With U.S.-Chinese relations headed toward their lowest point since the 1989 bloody Tiananmen Square protests, several members of Congress have asked Bush to cancel tentative plans to visit Beijing in October.

Opposition also is rising toward renewing normal trade relations with China, as is support for providing Taiwan with powerful weapons.

A delegation from Taiwan is due April 24 in Washington, Boucher said.

A decision by Bush on the weapons sale is expected by the end of the month. Among weapons under consideration are four top-of-the-line Arleigh Burke class destroyers equipped with modern Aegis battle management systems.

``The question of selling arms to Taiwan is a separate topic, separate subject,'' Fleischer said.

The U.S. delegation to Beijing is headed by Peter Verga, deputy undersecretary of defense for policy support, and includes James Keith, director of the Office of Chinese Affairs at the State Department, and Brig. Gen. Neal Sealock, U.S. defense attache in Beijing. Joseph Prueher, a retired admiral who is U.S. ambassador to China, will not attend.

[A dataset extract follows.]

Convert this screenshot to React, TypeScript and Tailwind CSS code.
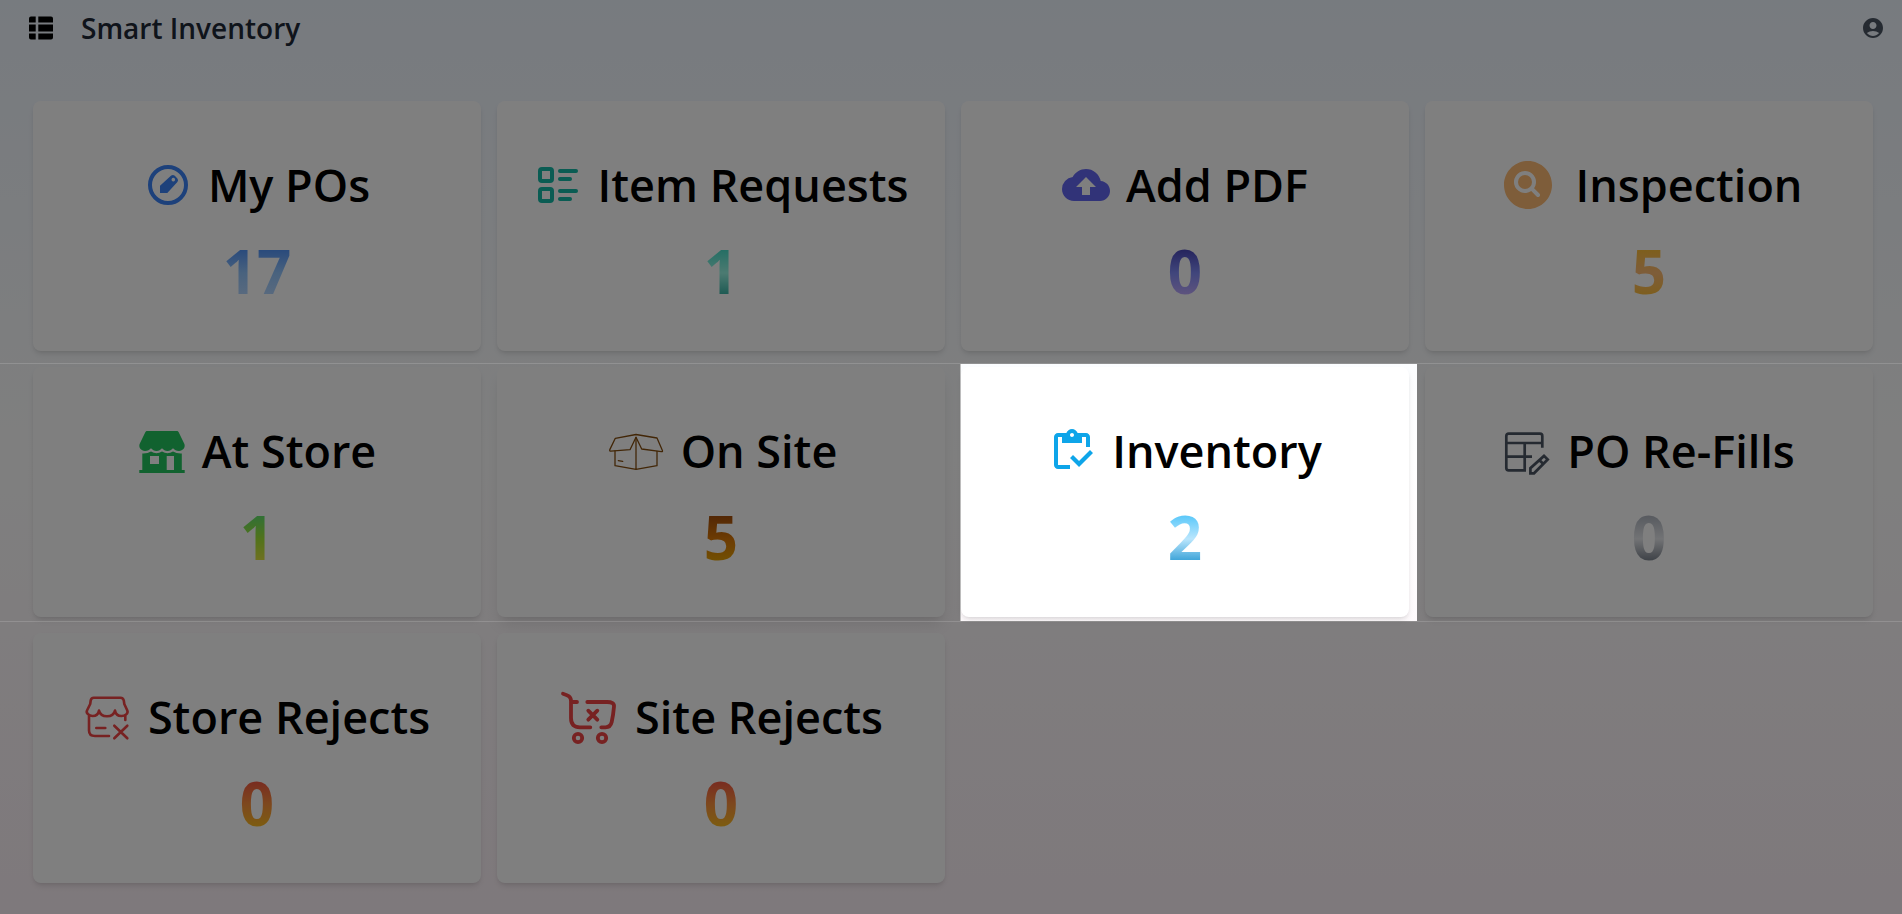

Boucher said he did not know how many meetings would be held, but suggested it could be ``a couple of days.''

A joint commission established three years ago to improve air and maritime safety is to convene next Monday in San Francisco and could become a forum for a tense airing of differences.

Meanwhile, Pentagon officials said Defense Secretary Rumsfeld may recommend resuming the reconnaissance flights as early as Thursday and probably will not prescribe fighter jet escorts.